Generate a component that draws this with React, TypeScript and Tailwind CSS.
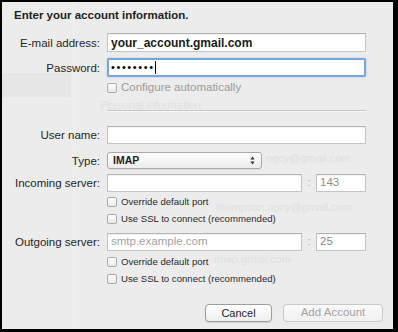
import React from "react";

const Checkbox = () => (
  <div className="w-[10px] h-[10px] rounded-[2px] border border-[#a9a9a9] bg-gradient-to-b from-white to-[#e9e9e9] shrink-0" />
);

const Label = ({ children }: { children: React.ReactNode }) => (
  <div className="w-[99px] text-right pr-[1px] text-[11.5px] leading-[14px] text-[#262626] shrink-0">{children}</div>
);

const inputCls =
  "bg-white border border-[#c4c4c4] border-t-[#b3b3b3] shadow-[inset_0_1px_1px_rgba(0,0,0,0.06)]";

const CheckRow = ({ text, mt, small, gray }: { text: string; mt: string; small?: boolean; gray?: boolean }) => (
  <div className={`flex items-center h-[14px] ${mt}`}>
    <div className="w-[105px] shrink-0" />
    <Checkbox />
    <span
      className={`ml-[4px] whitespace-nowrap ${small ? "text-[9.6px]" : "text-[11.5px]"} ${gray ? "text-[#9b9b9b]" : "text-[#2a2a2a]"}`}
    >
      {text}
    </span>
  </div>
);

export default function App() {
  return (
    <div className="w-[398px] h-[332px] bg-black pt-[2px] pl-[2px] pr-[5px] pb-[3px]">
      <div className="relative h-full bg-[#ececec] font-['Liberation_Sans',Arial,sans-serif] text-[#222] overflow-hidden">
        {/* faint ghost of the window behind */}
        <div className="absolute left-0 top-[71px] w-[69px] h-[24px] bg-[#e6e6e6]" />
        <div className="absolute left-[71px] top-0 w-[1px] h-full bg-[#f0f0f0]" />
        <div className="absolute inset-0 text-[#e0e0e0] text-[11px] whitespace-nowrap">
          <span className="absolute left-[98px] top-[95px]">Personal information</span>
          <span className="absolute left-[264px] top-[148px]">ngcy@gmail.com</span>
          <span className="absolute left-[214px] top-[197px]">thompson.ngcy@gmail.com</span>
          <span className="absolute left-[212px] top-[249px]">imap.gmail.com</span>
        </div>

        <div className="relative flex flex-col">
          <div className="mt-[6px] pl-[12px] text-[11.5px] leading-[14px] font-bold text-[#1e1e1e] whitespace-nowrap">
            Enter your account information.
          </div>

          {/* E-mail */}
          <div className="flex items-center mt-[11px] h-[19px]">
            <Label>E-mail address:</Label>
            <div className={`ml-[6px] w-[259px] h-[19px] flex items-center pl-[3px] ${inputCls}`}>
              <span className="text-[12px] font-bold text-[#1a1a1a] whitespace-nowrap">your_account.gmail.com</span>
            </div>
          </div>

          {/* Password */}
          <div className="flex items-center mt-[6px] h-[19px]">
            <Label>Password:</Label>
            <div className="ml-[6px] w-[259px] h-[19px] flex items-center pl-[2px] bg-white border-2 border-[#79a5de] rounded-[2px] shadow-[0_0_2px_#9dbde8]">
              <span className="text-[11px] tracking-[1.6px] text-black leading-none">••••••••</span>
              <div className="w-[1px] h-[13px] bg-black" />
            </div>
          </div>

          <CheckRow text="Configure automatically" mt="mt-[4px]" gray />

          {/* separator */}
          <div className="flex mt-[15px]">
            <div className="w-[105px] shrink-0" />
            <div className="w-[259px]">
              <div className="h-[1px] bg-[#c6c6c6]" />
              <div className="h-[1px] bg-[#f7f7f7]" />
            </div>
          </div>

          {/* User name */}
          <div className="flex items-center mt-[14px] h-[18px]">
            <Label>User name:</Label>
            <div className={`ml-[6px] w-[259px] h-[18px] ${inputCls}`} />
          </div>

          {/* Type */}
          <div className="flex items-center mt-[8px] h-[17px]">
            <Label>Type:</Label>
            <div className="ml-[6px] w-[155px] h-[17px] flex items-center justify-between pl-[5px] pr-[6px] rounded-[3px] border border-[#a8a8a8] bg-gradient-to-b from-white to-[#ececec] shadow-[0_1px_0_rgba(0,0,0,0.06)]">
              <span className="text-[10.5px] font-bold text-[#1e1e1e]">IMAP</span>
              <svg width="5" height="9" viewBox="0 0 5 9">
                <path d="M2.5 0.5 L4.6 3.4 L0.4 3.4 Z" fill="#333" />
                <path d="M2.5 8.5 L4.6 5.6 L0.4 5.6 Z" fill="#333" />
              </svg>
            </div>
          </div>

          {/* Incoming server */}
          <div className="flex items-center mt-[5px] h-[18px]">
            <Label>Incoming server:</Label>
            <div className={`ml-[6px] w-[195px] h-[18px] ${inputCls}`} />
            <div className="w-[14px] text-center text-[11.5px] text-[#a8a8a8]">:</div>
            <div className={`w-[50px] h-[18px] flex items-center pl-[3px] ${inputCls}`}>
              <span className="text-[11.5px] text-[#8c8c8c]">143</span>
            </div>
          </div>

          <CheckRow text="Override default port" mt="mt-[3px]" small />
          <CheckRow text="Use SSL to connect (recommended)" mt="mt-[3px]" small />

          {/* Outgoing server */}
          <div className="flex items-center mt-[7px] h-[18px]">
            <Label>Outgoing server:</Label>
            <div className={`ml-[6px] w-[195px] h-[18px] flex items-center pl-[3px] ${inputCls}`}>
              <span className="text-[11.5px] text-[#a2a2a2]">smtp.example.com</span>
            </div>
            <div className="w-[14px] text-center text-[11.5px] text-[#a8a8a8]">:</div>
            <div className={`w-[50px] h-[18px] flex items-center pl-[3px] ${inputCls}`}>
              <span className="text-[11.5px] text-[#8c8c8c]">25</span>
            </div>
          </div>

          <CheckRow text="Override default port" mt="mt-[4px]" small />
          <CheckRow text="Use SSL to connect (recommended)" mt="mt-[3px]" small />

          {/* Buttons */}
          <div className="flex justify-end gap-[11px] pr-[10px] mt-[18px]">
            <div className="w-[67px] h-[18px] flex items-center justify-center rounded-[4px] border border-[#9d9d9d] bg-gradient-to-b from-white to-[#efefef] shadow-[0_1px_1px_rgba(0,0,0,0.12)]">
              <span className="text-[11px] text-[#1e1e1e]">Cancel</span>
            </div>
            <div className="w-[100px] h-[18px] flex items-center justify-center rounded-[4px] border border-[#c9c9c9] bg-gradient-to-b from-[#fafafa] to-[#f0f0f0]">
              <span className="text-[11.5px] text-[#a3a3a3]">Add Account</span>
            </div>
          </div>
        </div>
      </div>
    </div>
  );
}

◆ **Written task**:
Find and copy each line above that includes the string "React".

◆ **Correct result**:
Generate a component that draws this with React, TypeScript and Tailwind CSS.
import React from "react";
const Label = ({ children }: { children: React.ReactNode }) => (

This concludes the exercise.